Until one child decided to go rogue. She decided to stop following the rules and stick her hands out of the cart. Within 17 seconds, while I'm busy checking on the baby, but still pushing the cart, this child got her hand stuck in a giant display of Hormel Pepperoni. The tower of pepperoni on this display came crashing down to the ground, breaking each of the cardboard layers of the tower as it fell. Jack's laughing and Afton is seriously terrified.
A sweet worker came and helped us put away the mess and assured Afton that it was okay. I was thankful to that sweet worker, because at that moment after having the morning I'd had, I could not be very assuring. (Go ahead and judge me.)

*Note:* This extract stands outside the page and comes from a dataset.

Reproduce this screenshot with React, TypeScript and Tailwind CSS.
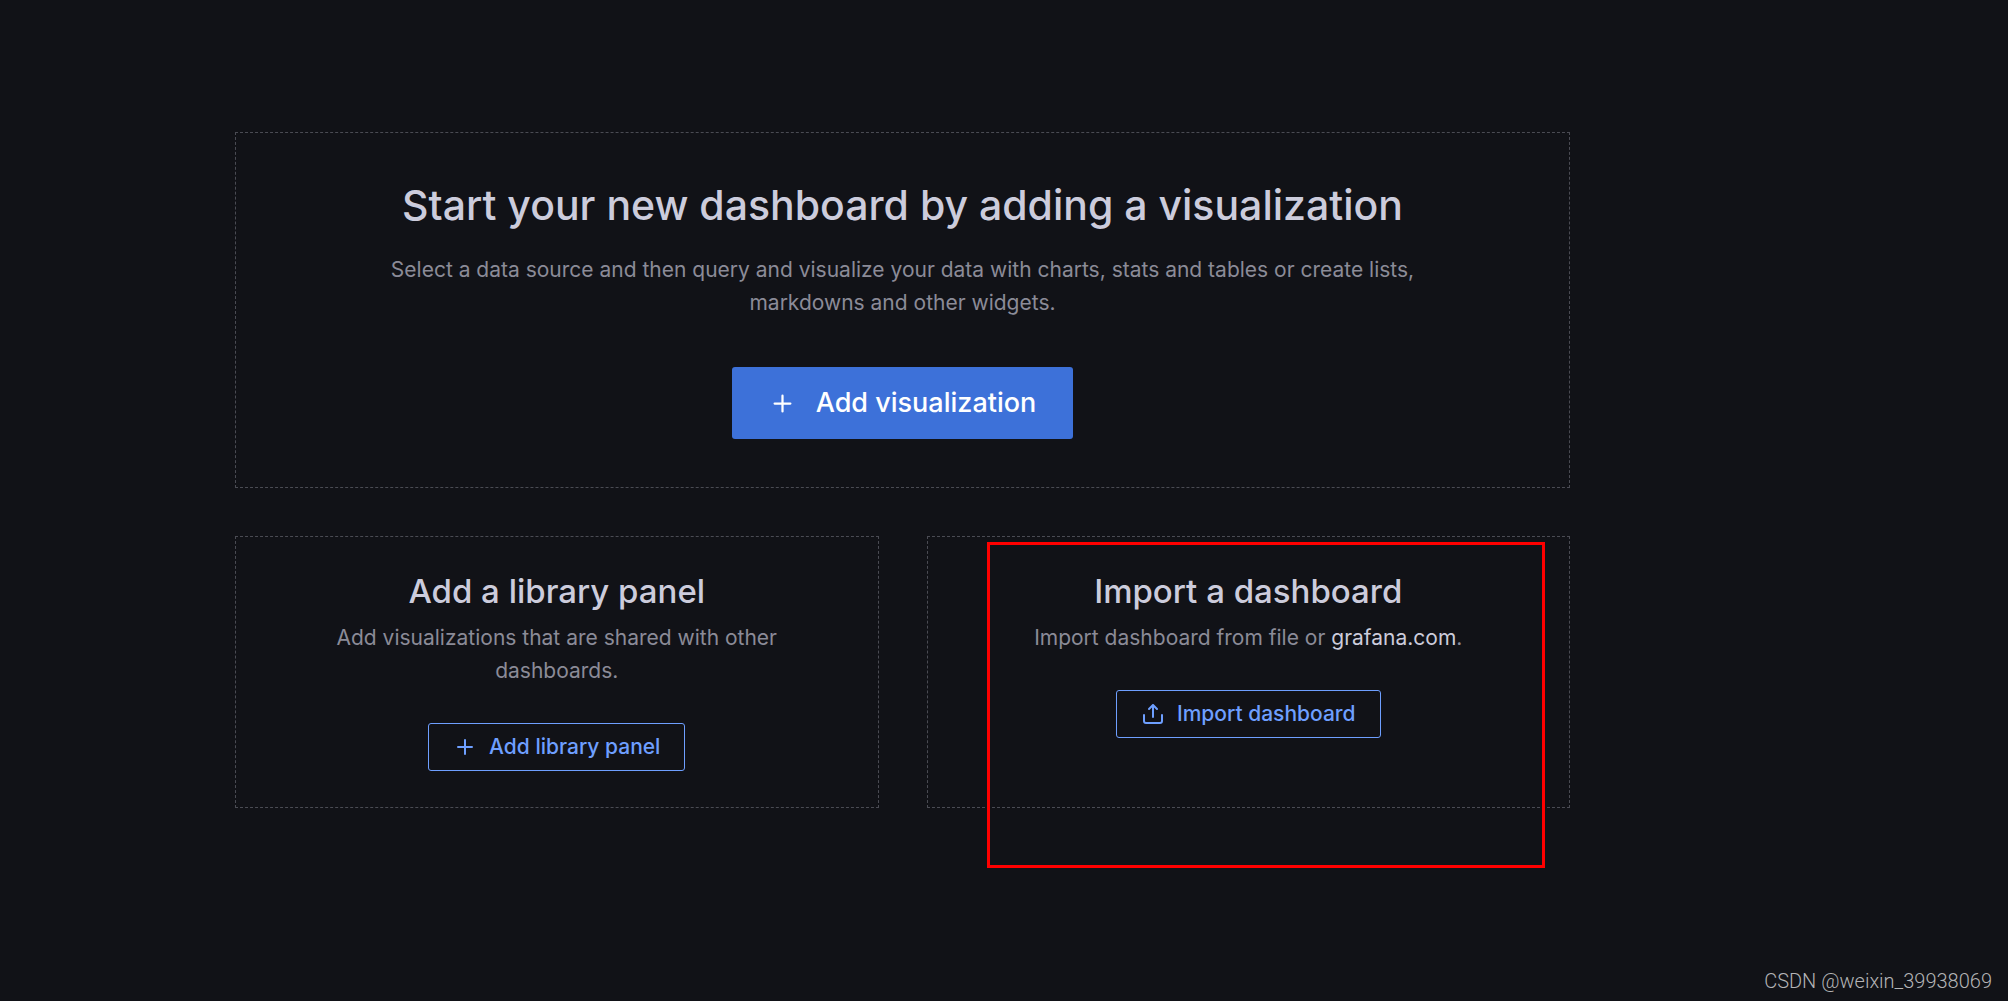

Last stop, home! (Did you seriously think I  would go anywhere else with these crazies?) I pull in the garage and quietly tell my babies to go straight to their rooms until I ask them to come down. They oblige. (When I get quiet, they know they're in big trouble.)
But now as my older two are finally quiet and secure away from me, my baby girl decides that she's going to scream like a wild monkey. Why? Well, she's hungry, so I rush to put the groceries away, and hurry to feed her. This should be a relaxing time to my ridiculously stressful day, but instead, it's not. She won't eat. She won't latch. Instead she just screams, arches her back, looks up at me, then smiles. Argh. She's been a butt the last few days refusing at certain feedings to eat from me on one side, but now, she refuses both sides. Both freaking sides. Kind of hard to breastfeed when you only have 2 options, left or right, and you choose neither.
I gave up on the day.
Seeing how it was only 9:56 am. A! M!